From the April 10 reading in Grace Notes (today's reading from the book Finding God in Unexpected Places (254-57).


"Not long ago I attended a conference held on the restored grounds of a century-old utopian community in Indiana. As I ran my fingers over the fine workmanship of the buildings and read the plaques describing the daily lives of the true believers, I marveled at the energy that drove this movement, one of dozens spawned by American idealism and religious fervor.
"It occurred to me, though, that in recent times the perfectionist urge has virtually disappeared. Nowadays we tilt in the opposite direction, toward a kind of anti-utopianism. Many churches have formed twelve-step groups that by definition center on members' inability to be perfect.

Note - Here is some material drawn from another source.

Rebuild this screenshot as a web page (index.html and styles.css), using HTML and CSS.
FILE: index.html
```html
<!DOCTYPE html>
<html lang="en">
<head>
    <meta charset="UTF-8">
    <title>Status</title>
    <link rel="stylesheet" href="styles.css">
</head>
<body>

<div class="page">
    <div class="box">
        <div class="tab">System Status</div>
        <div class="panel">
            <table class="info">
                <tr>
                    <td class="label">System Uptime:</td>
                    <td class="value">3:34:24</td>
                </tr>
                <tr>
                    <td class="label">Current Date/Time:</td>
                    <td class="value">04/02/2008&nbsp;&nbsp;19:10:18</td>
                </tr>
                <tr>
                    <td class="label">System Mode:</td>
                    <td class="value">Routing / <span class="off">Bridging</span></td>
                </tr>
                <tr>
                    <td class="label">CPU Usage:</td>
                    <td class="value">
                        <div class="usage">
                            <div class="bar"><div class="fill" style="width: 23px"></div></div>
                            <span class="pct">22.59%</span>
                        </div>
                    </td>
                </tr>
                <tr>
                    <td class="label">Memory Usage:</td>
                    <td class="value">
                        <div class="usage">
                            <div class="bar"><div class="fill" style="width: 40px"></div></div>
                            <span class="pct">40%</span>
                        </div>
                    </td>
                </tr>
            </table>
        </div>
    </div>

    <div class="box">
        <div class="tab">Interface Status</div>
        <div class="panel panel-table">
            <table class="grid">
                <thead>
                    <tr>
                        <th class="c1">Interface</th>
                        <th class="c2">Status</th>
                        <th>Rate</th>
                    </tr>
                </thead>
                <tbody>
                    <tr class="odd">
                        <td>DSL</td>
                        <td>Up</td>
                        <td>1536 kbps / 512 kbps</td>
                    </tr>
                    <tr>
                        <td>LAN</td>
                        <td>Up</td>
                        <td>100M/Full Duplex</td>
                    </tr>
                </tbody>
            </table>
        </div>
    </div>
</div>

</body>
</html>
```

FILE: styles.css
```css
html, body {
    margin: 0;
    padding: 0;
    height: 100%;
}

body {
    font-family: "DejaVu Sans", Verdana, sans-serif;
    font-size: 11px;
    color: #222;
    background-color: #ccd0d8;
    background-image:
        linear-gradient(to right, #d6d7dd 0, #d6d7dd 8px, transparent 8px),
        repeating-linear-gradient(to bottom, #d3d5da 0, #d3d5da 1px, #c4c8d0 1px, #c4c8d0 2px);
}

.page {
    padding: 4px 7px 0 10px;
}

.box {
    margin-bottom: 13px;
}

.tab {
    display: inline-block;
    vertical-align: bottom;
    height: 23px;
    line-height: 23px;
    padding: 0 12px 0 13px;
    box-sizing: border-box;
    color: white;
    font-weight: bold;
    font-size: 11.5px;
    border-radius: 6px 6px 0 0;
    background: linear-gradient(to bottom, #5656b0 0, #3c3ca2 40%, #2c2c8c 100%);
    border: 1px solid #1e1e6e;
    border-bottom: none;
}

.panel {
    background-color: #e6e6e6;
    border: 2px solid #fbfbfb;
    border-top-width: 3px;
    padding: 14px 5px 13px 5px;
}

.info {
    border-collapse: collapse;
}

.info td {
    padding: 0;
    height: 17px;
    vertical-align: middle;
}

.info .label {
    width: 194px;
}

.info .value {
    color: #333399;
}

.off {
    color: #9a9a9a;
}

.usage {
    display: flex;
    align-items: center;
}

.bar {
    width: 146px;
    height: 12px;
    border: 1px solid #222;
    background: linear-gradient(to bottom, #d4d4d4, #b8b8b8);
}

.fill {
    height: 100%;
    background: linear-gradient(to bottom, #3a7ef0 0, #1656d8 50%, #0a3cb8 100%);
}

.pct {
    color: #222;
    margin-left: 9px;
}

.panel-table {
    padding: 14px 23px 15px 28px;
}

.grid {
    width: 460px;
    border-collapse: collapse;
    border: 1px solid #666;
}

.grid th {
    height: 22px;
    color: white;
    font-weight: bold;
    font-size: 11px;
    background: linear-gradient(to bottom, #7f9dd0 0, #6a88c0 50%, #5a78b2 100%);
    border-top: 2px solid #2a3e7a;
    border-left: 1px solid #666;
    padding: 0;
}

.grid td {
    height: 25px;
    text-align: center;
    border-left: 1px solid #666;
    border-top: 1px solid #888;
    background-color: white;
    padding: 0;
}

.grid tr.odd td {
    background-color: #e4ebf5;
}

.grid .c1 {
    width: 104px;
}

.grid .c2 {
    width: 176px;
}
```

"I confess my preference for this modern trend. I observe far more human fallibility than perfectibility, and I have cast my lot with a gospel based on grace. Most utopian communities--like the one I was standing in--survive only as museums. Perfectionism keeps running aground on the barrier reef of original sin.
"How can we in the church uphold the ideal of holiness, the proper striving for Life on the Highest Plane, while avoiding the consequences of disillusionment, pettiness, abuse of authority, spiritual pride, and exclusivism?

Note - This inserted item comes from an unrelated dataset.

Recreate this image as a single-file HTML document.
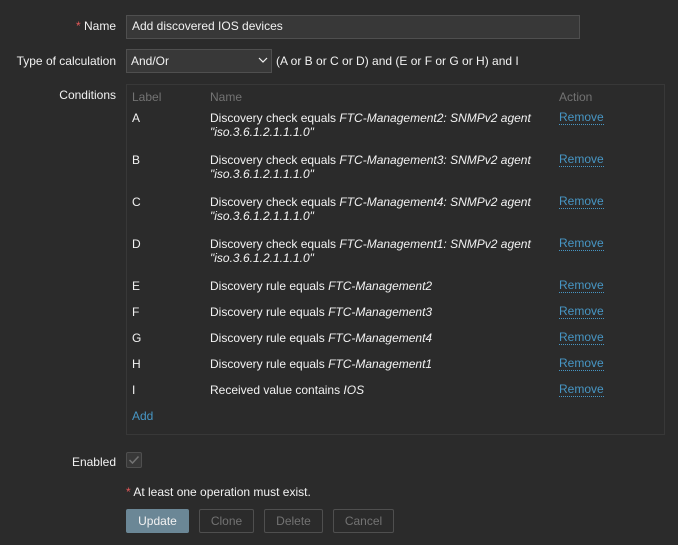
<!DOCTYPE html>
<html><head><style>
body{margin:0;background:#2b2b2b;font-family:"Liberation Sans",Arial,sans-serif;font-size:12px;color:#f2f2f2;width:678px;height:545px;overflow:hidden;position:relative}
.a{position:absolute;white-space:nowrap;line-height:14px}
.lbl{right:562px;text-align:right}
.in{position:absolute;background:#383838;border:1px solid #4f4f4f;box-sizing:border-box}
.hd{color:#737373}
.lk{color:#4796c4;border-bottom:1px dotted #4796c4;line-height:13px}
.btn{position:absolute;top:509px;height:24px;box-sizing:border-box;border:1px solid #4f4f4f;color:#737373;text-align:center;line-height:22px;border-radius:2px}
i{font-style:italic}
</style></head><body>
<div class="a lbl" style="top:19px"><span style="color:#e45959">*</span> Name</div>
<div class="in" style="left:126px;top:15px;width:454px;height:24px"></div>
<div class="a" style="left:132px;top:19px">Add discovered IOS devices</div>
<div class="a lbl" style="top:54px">Type of calculation</div>
<div class="in" style="left:126px;top:49px;width:146px;height:24px"></div>
<div class="a" style="left:131px;top:54px">And/Or</div>
<svg style="position:absolute;left:258px;top:57px" width="10" height="7"><path d="M1 1l4 4 4-4" stroke="#f2f2f2" fill="none" stroke-width="1.2"/></svg>
<div class="a" style="left:276px;top:54px">(A or B or C or D) and (E or F or G or H) and I</div>
<div class="a lbl" style="top:88px">Conditions</div>
<div style="position:absolute;left:126px;top:84px;width:539px;height:351px;border:1px solid #383838;box-sizing:border-box"></div>
<div class="a hd" style="left:132px;top:90px">Label</div>
<div class="a hd" style="left:210px;top:90px">Name</div>
<div class="a hd" style="left:559px;top:90px">Action</div>

<div class="a" style="left:132px;top:111px">A</div>
<div class="a" style="left:210px;top:111px">Discovery check equals <i>FTC-Management2: SNMPv2 agent<br>"iso.3.6.1.2.1.1.1.0"</i></div>
<div class="a lk" style="left:559px;top:111px">Remove</div>

<div class="a" style="left:132px;top:153px">B</div>
<div class="a" style="left:210px;top:153px">Discovery check equals <i>FTC-Management3: SNMPv2 agent<br>"iso.3.6.1.2.1.1.1.0"</i></div>
<div class="a lk" style="left:559px;top:153px">Remove</div>

<div class="a" style="left:132px;top:195px">C</div>
<div class="a" style="left:210px;top:195px">Discovery check equals <i>FTC-Management4: SNMPv2 agent<br>"iso.3.6.1.2.1.1.1.0"</i></div>
<div class="a lk" style="left:559px;top:195px">Remove</div>

<div class="a" style="left:132px;top:237px">D</div>
<div class="a" style="left:210px;top:237px">Discovery check equals <i>FTC-Management1: SNMPv2 agent<br>"iso.3.6.1.2.1.1.1.0"</i></div>
<div class="a lk" style="left:559px;top:237px">Remove</div>

<div class="a" style="left:132px;top:279px">E</div>
<div class="a" style="left:210px;top:279px">Discovery rule equals <i>FTC-Management2</i></div>
<div class="a lk" style="left:559px;top:279px">Remove</div>
<div class="a" style="left:132px;top:305px">F</div>
<div class="a" style="left:210px;top:305px">Discovery rule equals <i>FTC-Management3</i></div>
<div class="a lk" style="left:559px;top:305px">Remove</div>
<div class="a" style="left:132px;top:331px">G</div>
<div class="a" style="left:210px;top:331px">Discovery rule equals <i>FTC-Management4</i></div>
<div class="a lk" style="left:559px;top:331px">Remove</div>
<div class="a" style="left:132px;top:357px">H</div>
<div class="a" style="left:210px;top:357px">Discovery rule equals <i>FTC-Management1</i></div>
<div class="a lk" style="left:559px;top:357px">Remove</div>
<div class="a" style="left:132px;top:383px">I</div>
<div class="a" style="left:210px;top:383px">Received value contains <i>IOS</i></div>
<div class="a lk" style="left:559px;top:383px">Remove</div>
<div class="a" style="left:132px;top:409px;color:#4796c4">Add</div>

<div class="a lbl" style="top:455px">Enabled</div>
<div class="in" style="left:126px;top:452px;width:16px;height:16px;border-radius:2px"></div>
<svg style="position:absolute;left:128px;top:455px" width="12" height="10"><path d="M1.5 5l3 3 6-6.5" stroke="#737373" fill="none" stroke-width="1.5"/></svg>
<div class="a" style="left:126px;top:485px"><span style="color:#e45959">*</span> At least one operation must exist.</div>
<div class="btn" style="left:126px;width:63px;background:#6b8796;border-color:#6b8796;color:#f2f2f2">Update</div>
<div class="btn" style="left:199px;width:55px">Clone</div>
<div class="btn" style="left:264px;width:59px">Delete</div>
<div class="btn" style="left:333px;width:61px">Cancel</div>
</body></html>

"Or, to ask the opposite question, how can we moderns who emphasize community (never judgment), vulnerability, and introspection keep from aiming too low? An individualistic society, America is in constant danger of freedom abuse; its churches are in danger of grace abuse.
"With these questions in mind, I read the New Testament epistles. I took some comfort in the fact that the church in the first century was already on a seesaw, tilting now toward perfectionistic legalism and now toward raucous antinomianism. James wrote to one extreme; Paul often addressed the other. Each letter had a strong correcting emphasis, but all stressed the dual message of the gospel. The church, in other words, should be both: a people who strive toward holiness and yet relax in grace, a people who condemn themselves but not others, a people who depend on God and not themselves.
"The seesaw is still lurching back and forth. Some churches tilt one way, some another. My reading of the epistles left me yearning for a both/and church. I have seen too many either/or congregations."